O excerto transcrito, com o qual concordamos quando refere que nunca este Tribunal poderia vir a dar como procedentes os pedidos condenatórios, já que não há factualidade que os sustente, alerta-nos para a utilidade da prossecução da lide.
Na verdade, a reabertura da audiência para pronúncia quanto aos factos supra mencionados não poderá redundar em conhecimento de outra factualidade necessária a suportar os pedidos formulados sob os números 1 e 2. Já quanto ao pedido formulado sob o nº 3, tendo a decisão radicado ora na prescrição, ora na substituição da 1ª R. pela 2ª, poderá voltar a equacionar-se.
<>
As custas da presente apelação deverão ser suportadas por ambas as partes, na proporção de 1/10 para as Apeladas e 9/10 para o Apelante (Art.º 527º do CPC).

*
***
*
Em conformidade com o exposto, acorda-se em:
a) Anular a sentença tendo em vista a ampliação do acervo fático conforme sobredito e
b) Julgar a apelação improcedente quanto ao mais.
Custas por ambas as partes na proporção de 9/10 para o Apelante e 1/10 para as Apeladas.
Notifique.

Lisboa, 10/01/2024
MANUELA FIALHO
ALVES DUARTE
ALDA MARTINS
_______________________________________________________
[1] Muito embora não dito, parece-nos que o Apelante quererá dizer que a R. lhe comunicou a transmissão. Só assim faz sentido a invocação da carta
[2] Cuja redação é a seguinte:
Em 1 de Janeiro de 2021, uma vez que em relação ao cliente estabelecimento X, em Almada, a 1ª Ré foi substituída pela segunda, na prestação de serviços de vigilância,
Operou-se a transferência do posto de trabalho do A. para a 2ª Ré, onde atualmente trabalha, e, consequentemente, a assunção de todos os seus direitos e obrigações pela mesma, a partir daquela data.

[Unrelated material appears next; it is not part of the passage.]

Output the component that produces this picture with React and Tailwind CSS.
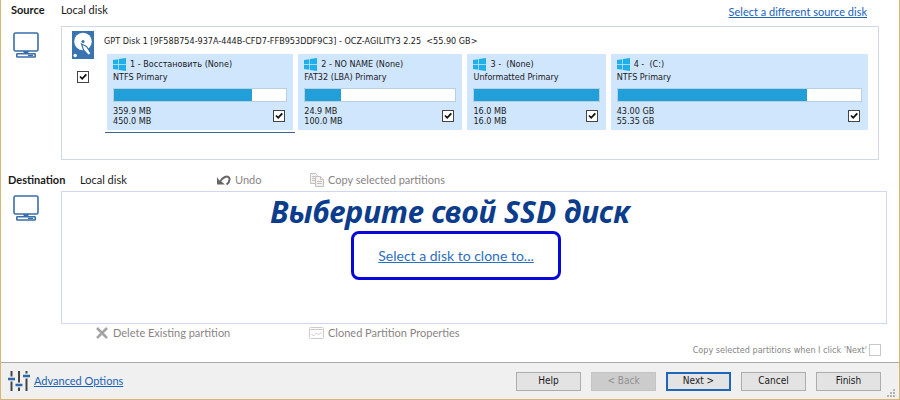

Tal transmissão, foi comunicada pela 1ª Ré através de carta registada datada de 9 de Dezembro de 2020, tendo sido precedida da necessária tramitação legal - docs. 1
[3] São várias as referências na sentença à causa de pedir estruturada apenas com base na factualidade alegada na PI. Adiante se dará nota da fundamentação.